Information supplied:
[START]
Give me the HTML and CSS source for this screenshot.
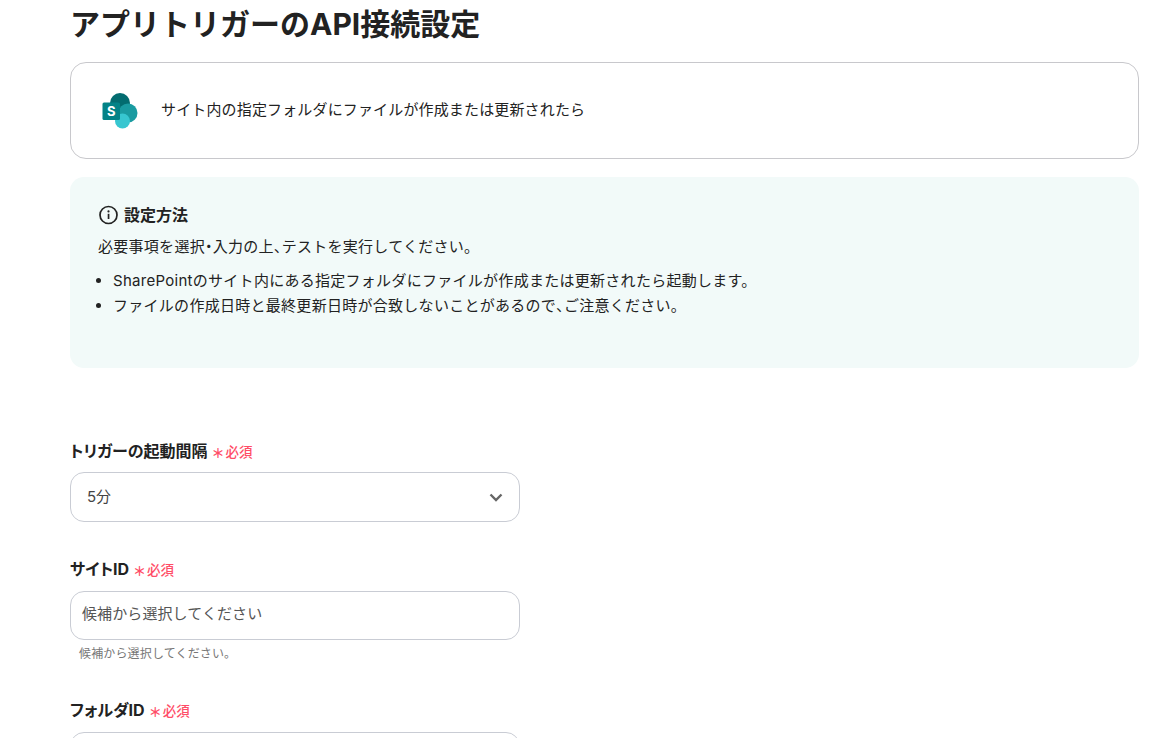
[END]
[START]
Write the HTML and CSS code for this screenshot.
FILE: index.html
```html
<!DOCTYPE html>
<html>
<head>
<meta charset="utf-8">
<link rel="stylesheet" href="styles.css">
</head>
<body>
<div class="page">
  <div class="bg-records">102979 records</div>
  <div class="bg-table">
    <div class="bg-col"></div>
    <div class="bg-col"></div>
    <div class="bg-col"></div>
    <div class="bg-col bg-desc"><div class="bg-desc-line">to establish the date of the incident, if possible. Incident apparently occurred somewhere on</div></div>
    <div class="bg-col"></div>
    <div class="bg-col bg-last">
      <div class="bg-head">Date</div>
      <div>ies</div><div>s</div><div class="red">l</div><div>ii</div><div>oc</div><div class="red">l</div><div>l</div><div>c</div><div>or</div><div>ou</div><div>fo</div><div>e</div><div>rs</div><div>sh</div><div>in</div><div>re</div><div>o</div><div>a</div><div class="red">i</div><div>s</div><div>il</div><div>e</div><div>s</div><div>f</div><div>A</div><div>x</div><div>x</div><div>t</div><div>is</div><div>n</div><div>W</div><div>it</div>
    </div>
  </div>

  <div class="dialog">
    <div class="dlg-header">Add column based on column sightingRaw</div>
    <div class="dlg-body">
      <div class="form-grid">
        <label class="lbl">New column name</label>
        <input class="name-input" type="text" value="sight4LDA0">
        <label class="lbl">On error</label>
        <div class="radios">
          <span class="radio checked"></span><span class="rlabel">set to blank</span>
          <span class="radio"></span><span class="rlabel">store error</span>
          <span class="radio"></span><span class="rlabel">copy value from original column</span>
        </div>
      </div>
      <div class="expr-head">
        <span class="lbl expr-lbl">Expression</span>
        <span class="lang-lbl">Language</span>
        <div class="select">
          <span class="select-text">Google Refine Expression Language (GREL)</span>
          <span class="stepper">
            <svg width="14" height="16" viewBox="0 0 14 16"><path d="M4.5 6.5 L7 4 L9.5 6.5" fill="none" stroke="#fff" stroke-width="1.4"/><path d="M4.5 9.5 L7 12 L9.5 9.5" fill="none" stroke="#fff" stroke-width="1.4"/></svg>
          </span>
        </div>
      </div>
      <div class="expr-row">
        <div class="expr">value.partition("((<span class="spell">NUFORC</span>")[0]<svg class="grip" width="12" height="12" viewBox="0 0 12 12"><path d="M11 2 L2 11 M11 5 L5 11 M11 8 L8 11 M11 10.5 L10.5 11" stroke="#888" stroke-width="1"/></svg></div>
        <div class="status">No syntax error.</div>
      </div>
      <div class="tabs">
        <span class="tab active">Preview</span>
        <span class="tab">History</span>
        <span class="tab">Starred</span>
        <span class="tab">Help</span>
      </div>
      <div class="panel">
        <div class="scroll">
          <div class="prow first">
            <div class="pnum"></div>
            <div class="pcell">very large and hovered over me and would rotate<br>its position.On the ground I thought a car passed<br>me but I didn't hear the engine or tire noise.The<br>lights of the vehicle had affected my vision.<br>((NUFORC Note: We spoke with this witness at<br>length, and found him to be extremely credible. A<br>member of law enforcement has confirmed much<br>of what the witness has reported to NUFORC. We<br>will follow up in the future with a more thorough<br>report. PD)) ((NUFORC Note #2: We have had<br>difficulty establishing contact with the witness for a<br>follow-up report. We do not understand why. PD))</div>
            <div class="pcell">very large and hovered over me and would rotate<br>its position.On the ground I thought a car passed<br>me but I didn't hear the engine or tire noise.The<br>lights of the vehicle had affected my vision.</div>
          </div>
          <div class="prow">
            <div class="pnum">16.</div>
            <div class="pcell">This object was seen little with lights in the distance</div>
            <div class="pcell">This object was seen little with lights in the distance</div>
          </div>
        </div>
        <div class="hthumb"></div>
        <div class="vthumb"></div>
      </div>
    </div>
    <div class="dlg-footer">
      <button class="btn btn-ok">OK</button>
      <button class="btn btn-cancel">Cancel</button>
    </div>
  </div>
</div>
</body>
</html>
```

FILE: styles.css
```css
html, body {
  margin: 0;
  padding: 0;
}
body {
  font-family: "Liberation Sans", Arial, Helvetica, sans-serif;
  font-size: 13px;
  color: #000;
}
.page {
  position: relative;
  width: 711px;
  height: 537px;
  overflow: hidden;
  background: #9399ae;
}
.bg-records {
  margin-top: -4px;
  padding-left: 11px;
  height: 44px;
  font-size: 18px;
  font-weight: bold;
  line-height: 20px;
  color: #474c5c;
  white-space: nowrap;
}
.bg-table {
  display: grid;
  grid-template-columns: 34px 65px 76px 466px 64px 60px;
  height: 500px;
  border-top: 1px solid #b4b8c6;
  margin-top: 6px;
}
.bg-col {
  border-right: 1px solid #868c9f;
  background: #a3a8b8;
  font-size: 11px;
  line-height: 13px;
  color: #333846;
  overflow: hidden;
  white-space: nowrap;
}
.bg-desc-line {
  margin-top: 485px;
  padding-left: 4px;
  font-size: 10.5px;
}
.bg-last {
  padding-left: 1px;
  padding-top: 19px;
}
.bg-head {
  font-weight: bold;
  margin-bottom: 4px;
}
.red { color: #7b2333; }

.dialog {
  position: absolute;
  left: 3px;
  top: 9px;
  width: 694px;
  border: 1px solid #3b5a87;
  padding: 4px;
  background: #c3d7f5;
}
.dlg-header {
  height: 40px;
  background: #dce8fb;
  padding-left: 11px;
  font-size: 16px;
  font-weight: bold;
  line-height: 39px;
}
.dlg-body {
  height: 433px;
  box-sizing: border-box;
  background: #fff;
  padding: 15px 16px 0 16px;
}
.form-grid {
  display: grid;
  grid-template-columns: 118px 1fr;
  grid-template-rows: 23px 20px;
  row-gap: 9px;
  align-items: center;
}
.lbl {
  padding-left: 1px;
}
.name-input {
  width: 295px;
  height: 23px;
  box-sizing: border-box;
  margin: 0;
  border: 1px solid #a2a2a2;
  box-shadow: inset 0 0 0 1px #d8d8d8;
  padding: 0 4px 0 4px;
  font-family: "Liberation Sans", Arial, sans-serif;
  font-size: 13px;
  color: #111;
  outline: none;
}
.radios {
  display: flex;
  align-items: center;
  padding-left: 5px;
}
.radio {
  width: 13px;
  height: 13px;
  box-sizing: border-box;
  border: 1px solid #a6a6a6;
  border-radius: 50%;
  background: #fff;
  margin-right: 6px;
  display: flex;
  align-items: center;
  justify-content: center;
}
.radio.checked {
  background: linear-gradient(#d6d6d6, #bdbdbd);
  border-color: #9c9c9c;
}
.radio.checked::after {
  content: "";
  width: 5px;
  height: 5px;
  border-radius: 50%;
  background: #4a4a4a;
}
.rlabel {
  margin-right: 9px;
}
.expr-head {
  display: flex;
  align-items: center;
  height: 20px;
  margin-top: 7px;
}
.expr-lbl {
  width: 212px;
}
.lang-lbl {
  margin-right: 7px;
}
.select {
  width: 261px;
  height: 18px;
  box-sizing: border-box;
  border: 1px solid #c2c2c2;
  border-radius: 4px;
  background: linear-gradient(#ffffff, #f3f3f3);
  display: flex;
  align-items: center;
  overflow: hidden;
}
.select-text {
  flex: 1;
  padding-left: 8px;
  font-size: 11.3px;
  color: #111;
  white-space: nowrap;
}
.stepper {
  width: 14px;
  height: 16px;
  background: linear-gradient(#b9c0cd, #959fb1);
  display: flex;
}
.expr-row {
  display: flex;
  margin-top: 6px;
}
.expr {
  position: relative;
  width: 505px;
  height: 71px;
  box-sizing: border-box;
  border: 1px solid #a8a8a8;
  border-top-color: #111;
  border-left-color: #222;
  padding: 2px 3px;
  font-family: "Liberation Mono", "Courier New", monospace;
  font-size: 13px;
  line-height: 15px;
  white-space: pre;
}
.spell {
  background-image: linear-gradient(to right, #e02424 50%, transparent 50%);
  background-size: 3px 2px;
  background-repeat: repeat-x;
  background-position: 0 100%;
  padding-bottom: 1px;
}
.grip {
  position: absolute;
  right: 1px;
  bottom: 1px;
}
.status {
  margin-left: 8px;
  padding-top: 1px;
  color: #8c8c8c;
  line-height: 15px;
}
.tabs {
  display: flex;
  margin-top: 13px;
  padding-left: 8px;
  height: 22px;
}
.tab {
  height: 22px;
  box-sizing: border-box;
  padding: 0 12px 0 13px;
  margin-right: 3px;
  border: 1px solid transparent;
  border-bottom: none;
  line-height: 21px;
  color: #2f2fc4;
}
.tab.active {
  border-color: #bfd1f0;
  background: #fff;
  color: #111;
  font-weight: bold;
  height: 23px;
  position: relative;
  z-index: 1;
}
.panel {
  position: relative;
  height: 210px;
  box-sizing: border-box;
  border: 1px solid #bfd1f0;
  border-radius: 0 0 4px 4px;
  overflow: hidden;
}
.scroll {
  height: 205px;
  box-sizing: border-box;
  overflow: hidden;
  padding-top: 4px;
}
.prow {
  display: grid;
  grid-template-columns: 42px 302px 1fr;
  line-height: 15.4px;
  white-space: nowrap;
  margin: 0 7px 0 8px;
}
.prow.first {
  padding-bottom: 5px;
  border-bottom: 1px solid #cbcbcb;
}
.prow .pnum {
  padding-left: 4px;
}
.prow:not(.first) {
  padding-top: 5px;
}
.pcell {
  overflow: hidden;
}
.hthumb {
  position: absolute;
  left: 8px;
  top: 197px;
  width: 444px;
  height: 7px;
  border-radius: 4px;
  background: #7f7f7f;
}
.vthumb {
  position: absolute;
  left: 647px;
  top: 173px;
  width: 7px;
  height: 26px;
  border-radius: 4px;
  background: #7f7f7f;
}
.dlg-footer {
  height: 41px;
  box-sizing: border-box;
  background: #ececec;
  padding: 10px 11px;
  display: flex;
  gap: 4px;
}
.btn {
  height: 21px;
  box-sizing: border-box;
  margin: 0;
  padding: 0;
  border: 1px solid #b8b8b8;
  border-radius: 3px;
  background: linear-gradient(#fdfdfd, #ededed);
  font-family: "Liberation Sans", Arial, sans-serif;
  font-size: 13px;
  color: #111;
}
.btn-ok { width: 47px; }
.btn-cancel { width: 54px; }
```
[END]
Task statement:
Reproduce each line from the records that contains the word "screenshot".

Task result:
Give me the HTML and CSS source for this screenshot.
Write the HTML and CSS code for this screenshot.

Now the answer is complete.